Above, I was just talking about books. Once we remove the "intellectual property" part out of the textbooks out of the equation, we can have very cheap books that anyone can print and we can more fairly assess the cost of print vs screen.




Something I believe is that college tuition isn't high because maintaining a college is expensive due to the unnecessary expenditure you state. I think it is high so that the money can be used fund other, more important parts of the university.

One of the primary ways a college gets 'ranked', and thereby attracts better students is by research efforts of the university. Now research needs money, from equipment to paying post docs to retaining good professors. State universities get federal grants, but is that sufficient to compete against private universities that charge $40k+ each semester?

I think lack of research funding is the reason college tuition being so high. I also think driving down costs will only drive down the quality of education, since lower salaries mean less resources for research & sub-par profs (because they'll be at $TECH_COMPANY) -> lower ranking -> less 'good' students -> less research. And at some point you'd be stuck in the same situation as the public middle and secondary schools, where administration has to pinch pennies and reduce programs that benefit students.

Sounds messed up, but the only way out is more funding from the state if you want a cheap college education. Or just avoid the costs and get yourself an Internet Education.


Sorry, I'm very bad at explaining myself. I do want more money to go into education. My thought was of we pegged administrator pay to professor pay, we could offer a living wage* (or better?) to our (non tenure track) adjuncts and postgrads.

By the way, I sincerely doubt we can afford to match private sector pay. (Look at the military and see how much they stretch every dollar when it comes to salary). We don't have to match private sector pay. We just have to pay our teaching staff enough and not make their job too miserable. I mean where are you going to go off you want to do basic research?

As much as we hate to admit it, there is a lot of what I'd call waste. We have too many people in management making six figure salaries who act in their own self interest first. I sincerely believe there should be a pay cut for management (from the college president down to all management).

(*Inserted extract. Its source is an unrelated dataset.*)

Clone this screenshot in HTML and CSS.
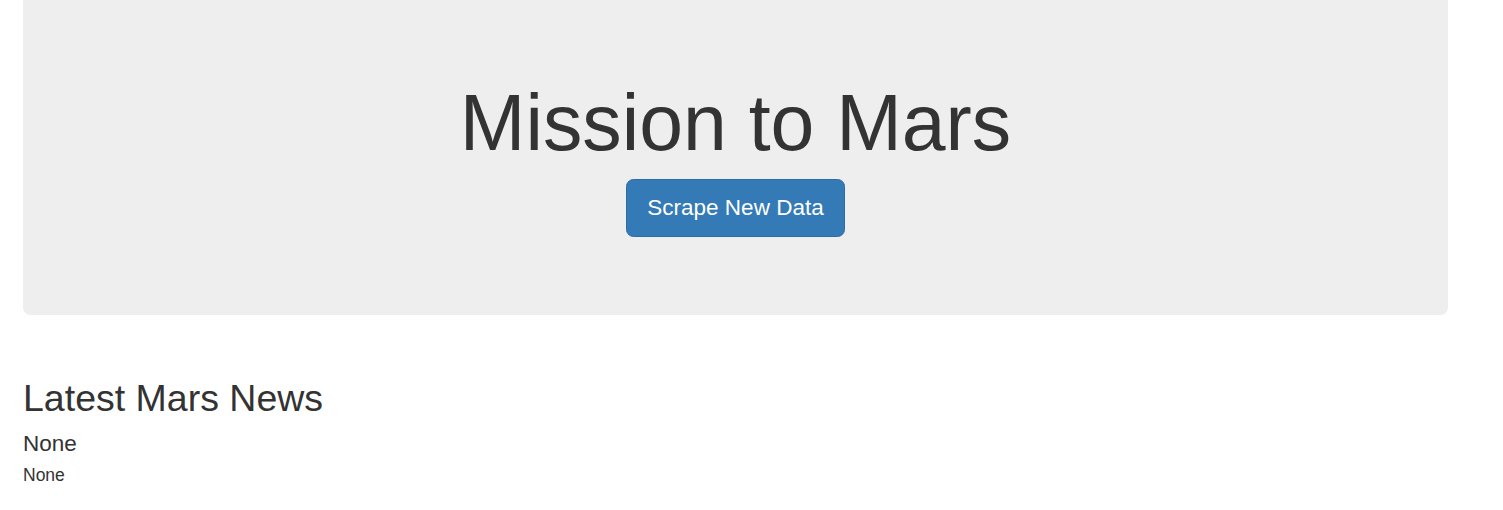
FILE: index.html
```html
<!DOCTYPE html>
<html lang="en">
<head>
<meta charset="utf-8">
<title>Mission to Mars</title>
<link rel="stylesheet" href="styles.css">
</head>
<body>
<div class="container">
  <div class="jumbotron">
    <h1 class="title">Mission to Mars</h1>
    <p class="actions"><a class="btn" href="#">Scrape New Data</a></p>
  </div>
  <section class="news">
    <h2 class="news-heading">Latest Mars News</h2>
    <h4 class="news-title">None</h4>
    <p class="news-body">None</p>
  </section>
</div>
</body>
</html>
```

FILE: styles.css
```css
* { box-sizing: border-box; }
html, body { margin: 0; padding: 0; }
body {
  font-family: "Liberation Sans", Arial, Helvetica, sans-serif;
  font-size: 17.5px;
  line-height: 1.42857;
  color: #333;
  background: #fff;
}
.container {
  width: 1425px;
  margin-left: 23px;
}
.jumbotron {
  background: #eeeeee;
  border-radius: 0 0 7.5px 7.5px;
  padding: 55px 75px 59px;
  margin-bottom: 38.5px;
  text-align: center;
}
.title {
  font-size: 78.75px;
  line-height: 1.1;
  font-weight: 500;
  margin: 25px 0 12.5px;
}
.actions {
  margin: 0 0 18.75px;
}
.btn {
  display: inline-block;
  font-size: 22.5px;
  line-height: 30px;
  padding: 13px 20px;
  color: #fff;
  background: #337ab7;
  border: 1.25px solid #2e6da4;
  border-radius: 7.5px;
  text-decoration: none;
}
.news {
  display: flow-root;
}
.news-heading {
  font-size: 37.5px;
  line-height: 1.1;
  font-weight: 500;
  margin: 25px 0 12.5px;
}
.news-title {
  font-size: 22.5px;
  line-height: 1.1;
  font-weight: 500;
  margin: 12.5px 0 6.5px;
}
.news-body {
  margin: 0 0 12.5px;
}
```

I love the idea of an Internet education too but I feel like there might be value to being there in person sometimes? I'm not sure what I'm talking about.

*https://news.ycombinator.com/item?id=8777899


Definitely agree we should bring down the cost while keeping or improving academic standards, but your quick fixes are pretty naive. If all we needed to do was dock coach's salary to make a school affordable, or require open access text books, it would have been done long ago. Most professors aren't wealthy. Public schools are huge institutions, limiting their administrations power to set salaries or assign books can cause far more harm, hurt recruitment and quality. I don't have a quick fix, other than making much larger investments in education with public dollars.